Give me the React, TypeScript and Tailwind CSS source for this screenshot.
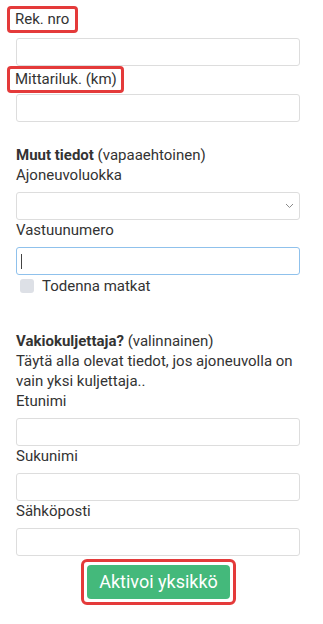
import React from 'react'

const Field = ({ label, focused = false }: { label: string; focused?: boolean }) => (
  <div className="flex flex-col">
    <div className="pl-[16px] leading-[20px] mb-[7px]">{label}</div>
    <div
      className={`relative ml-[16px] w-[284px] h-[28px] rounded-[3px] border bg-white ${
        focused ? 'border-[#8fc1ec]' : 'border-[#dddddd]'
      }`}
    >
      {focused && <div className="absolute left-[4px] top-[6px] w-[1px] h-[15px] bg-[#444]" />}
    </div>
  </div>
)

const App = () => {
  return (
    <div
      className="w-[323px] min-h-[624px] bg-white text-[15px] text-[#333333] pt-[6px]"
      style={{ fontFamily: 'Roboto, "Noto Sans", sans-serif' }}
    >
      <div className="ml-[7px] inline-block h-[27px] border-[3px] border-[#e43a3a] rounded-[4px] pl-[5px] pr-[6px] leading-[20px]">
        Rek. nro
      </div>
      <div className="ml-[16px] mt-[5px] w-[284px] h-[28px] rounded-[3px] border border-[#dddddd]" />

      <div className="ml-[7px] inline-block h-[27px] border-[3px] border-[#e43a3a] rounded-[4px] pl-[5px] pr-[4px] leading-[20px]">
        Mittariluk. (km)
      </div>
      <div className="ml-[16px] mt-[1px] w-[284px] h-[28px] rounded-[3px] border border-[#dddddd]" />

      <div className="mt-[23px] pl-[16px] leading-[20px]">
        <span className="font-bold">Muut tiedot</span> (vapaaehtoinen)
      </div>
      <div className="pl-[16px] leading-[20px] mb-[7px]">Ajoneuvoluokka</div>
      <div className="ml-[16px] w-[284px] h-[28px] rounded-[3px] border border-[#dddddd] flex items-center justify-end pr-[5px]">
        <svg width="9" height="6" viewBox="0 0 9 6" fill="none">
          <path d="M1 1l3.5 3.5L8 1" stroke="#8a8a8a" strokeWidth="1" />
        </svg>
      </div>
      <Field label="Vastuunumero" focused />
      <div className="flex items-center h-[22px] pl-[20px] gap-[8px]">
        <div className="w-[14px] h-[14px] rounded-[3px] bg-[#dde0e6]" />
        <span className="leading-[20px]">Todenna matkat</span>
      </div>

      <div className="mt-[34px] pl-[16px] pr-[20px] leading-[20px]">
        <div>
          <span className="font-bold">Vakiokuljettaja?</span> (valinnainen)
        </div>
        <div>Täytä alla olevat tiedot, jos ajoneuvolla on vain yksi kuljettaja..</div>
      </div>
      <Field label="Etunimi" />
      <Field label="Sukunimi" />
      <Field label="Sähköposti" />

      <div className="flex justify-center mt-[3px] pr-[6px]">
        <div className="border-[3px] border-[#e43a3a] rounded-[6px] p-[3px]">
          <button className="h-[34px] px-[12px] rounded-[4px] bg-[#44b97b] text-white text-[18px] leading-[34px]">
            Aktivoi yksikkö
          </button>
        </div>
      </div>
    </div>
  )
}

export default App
────
WHAT THE TASK REQUIRES:
Gather from the data above every line with the string "React".

TASK RESPONSE:
Give me the React, TypeScript and Tailwind CSS source for this screenshot.
import React from 'react'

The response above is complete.